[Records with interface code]

+===+

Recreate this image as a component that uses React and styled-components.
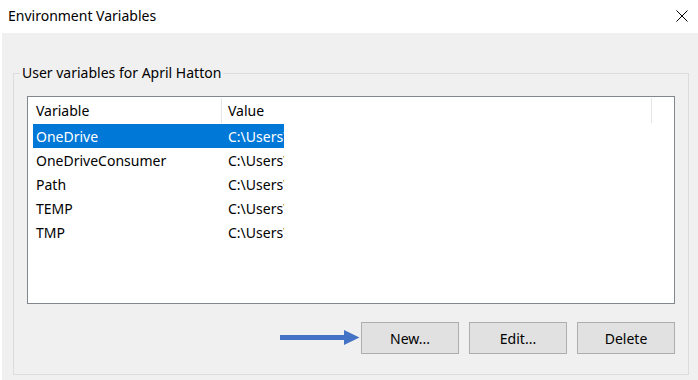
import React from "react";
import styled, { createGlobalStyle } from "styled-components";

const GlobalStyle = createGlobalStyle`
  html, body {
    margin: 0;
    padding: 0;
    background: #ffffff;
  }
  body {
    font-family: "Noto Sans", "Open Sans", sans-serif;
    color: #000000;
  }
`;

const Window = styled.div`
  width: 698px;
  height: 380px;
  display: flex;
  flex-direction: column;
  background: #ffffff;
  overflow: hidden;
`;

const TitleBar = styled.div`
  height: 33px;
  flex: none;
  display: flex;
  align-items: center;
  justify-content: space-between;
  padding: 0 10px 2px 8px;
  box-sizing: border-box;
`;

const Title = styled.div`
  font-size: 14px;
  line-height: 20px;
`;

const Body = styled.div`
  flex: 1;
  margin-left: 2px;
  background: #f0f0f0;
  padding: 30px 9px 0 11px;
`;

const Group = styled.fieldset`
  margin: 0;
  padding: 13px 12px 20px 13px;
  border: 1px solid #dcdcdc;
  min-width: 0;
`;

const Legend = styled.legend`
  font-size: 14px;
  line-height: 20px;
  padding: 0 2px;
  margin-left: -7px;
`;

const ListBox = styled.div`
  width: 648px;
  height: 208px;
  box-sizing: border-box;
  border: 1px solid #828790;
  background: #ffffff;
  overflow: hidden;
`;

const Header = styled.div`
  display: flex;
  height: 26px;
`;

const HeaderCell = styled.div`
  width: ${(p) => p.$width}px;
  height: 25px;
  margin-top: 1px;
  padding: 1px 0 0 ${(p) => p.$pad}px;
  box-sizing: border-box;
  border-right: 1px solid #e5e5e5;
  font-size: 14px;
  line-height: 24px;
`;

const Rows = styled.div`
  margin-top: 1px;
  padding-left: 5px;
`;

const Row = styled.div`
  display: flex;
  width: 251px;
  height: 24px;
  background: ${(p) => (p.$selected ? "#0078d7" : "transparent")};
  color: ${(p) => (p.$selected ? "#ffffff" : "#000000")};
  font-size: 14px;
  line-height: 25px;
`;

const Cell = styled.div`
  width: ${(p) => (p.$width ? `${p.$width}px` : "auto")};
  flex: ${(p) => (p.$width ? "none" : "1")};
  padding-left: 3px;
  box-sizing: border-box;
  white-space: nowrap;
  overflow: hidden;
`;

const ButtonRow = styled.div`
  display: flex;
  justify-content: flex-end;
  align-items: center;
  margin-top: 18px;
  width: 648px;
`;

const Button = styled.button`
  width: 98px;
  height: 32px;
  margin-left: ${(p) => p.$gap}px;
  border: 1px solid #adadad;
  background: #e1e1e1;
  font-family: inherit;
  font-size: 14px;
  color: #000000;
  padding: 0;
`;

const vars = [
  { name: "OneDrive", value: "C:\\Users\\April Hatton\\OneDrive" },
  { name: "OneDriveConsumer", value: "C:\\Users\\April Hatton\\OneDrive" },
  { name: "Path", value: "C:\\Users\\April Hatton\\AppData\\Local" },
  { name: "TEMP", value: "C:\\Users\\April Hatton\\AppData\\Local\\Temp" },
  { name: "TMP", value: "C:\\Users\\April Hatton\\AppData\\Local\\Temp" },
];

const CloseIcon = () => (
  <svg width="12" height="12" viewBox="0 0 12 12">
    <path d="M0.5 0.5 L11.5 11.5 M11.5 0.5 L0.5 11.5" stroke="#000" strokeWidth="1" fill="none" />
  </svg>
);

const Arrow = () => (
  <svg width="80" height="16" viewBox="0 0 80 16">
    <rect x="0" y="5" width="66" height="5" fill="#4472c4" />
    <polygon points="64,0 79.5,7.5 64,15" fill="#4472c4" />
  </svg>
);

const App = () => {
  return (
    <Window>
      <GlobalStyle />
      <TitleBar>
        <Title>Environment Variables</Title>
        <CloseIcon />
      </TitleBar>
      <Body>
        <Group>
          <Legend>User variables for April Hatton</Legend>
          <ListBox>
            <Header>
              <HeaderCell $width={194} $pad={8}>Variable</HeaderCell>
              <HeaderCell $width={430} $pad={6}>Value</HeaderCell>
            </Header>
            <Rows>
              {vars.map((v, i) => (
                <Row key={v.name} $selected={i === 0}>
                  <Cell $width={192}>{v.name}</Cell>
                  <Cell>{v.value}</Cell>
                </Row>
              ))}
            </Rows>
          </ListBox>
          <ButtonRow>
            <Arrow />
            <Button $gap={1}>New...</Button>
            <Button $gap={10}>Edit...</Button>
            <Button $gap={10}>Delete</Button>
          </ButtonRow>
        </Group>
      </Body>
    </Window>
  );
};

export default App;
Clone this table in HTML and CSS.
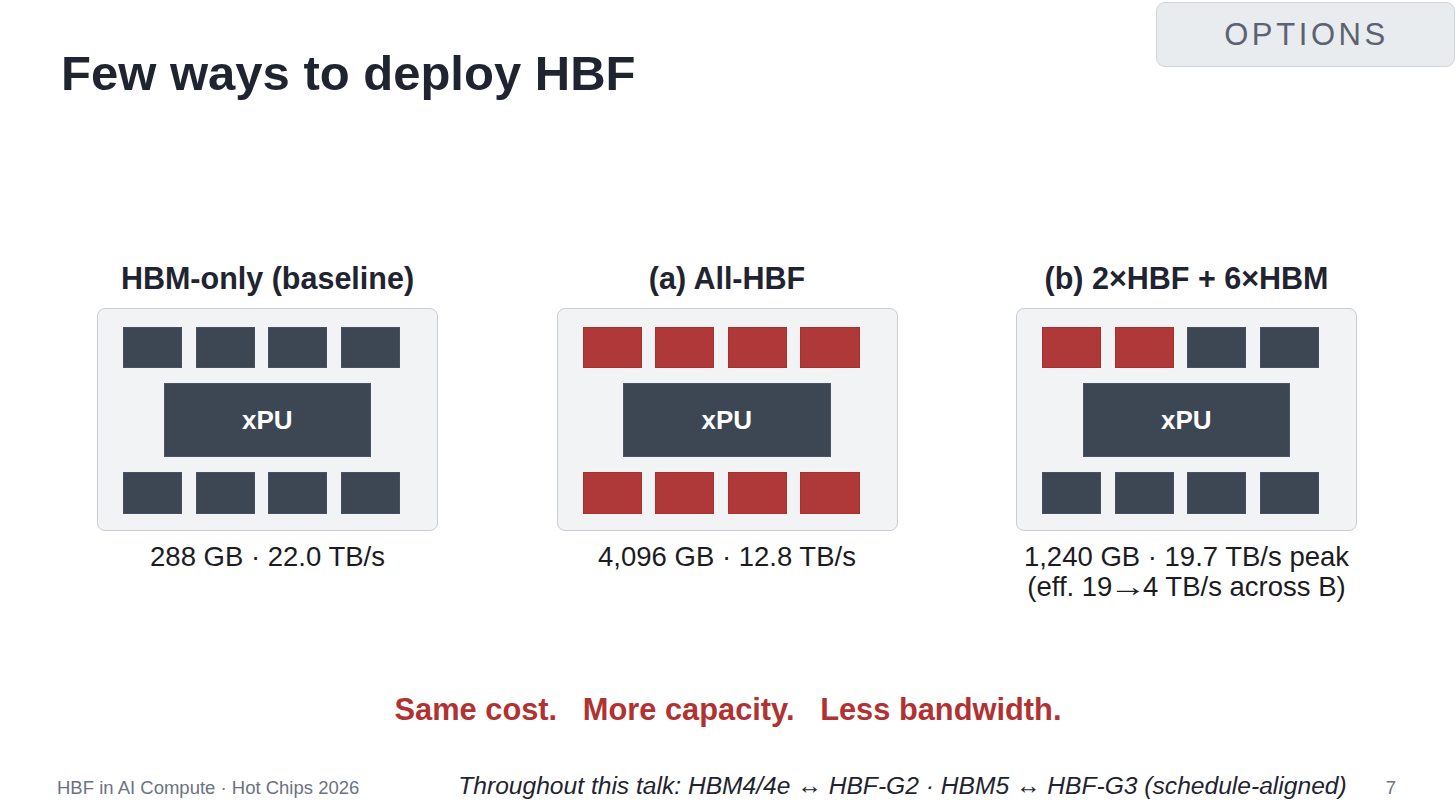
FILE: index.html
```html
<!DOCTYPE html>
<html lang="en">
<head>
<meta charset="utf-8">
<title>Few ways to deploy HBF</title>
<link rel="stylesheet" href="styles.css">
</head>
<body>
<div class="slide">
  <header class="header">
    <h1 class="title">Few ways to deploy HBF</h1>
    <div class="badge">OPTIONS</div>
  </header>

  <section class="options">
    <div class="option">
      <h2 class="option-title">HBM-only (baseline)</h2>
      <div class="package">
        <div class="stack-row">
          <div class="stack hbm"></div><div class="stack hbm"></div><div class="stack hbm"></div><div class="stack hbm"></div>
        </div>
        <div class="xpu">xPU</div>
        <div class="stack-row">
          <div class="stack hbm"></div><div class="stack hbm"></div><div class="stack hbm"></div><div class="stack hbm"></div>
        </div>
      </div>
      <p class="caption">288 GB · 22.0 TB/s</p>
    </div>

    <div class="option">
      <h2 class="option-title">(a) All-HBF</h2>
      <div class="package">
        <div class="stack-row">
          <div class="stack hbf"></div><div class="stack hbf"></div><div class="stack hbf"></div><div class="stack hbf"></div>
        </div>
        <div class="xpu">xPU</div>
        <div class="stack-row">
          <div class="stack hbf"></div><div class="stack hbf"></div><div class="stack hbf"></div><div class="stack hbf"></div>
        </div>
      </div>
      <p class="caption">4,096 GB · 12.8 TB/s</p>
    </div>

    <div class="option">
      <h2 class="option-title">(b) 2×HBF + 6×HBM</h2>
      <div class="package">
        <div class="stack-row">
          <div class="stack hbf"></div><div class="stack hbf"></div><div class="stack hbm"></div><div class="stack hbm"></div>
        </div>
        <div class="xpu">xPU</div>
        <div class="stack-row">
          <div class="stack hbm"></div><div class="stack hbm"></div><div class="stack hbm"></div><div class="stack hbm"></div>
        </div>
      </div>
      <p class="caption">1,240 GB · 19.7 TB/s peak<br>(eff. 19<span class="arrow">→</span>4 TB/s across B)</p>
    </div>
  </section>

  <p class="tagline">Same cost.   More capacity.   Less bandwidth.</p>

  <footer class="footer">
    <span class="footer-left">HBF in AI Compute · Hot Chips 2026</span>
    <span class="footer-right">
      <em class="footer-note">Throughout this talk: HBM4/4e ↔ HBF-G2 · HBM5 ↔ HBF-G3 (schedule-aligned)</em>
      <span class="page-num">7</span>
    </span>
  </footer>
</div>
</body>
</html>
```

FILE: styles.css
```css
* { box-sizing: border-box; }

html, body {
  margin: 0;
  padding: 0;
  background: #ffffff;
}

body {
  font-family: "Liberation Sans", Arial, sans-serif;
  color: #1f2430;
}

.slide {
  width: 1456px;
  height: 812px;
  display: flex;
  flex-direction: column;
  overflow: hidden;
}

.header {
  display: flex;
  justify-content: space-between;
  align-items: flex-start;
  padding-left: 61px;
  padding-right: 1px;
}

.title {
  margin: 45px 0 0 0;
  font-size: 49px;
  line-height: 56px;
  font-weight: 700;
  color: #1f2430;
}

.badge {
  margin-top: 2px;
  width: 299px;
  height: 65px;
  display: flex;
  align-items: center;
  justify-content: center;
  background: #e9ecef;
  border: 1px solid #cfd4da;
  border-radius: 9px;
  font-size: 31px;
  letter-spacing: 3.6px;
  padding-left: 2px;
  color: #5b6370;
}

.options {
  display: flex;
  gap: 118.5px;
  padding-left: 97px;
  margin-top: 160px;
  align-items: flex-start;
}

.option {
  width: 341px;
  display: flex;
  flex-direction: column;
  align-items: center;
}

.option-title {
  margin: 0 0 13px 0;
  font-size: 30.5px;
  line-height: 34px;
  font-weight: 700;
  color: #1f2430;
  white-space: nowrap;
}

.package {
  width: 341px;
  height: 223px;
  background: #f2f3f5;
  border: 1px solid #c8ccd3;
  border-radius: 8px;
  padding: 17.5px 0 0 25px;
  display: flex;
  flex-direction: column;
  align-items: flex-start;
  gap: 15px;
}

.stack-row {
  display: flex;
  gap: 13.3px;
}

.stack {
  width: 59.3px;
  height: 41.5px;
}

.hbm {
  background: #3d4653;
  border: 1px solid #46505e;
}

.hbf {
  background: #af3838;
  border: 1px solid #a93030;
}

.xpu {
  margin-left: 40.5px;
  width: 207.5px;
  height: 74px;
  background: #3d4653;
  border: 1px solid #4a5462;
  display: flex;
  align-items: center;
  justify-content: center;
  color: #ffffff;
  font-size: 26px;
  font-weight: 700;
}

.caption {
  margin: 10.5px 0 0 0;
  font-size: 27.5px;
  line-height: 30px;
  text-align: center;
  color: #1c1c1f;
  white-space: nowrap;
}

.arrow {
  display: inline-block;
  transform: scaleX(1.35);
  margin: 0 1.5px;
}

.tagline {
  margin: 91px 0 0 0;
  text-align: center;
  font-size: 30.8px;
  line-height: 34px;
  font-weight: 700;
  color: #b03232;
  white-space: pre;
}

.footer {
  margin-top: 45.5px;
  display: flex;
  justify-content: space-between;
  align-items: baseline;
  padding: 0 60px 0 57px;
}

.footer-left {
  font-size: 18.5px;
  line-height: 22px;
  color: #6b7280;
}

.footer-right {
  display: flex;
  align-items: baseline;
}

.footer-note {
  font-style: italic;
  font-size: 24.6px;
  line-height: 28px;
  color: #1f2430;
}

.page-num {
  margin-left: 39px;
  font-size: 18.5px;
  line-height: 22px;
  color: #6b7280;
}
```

+===+

- Work to be completed -
Above are the records. Copy every line in them holding "this".

- Final result -
Recreate this image as a component that uses React and styled-components.
Clone this table in HTML and CSS.
      <em class="footer-note">Throughout this talk: HBM4/4e ↔ HBF-G2 · HBM5 ↔ HBF-G3 (schedule-aligned)</em>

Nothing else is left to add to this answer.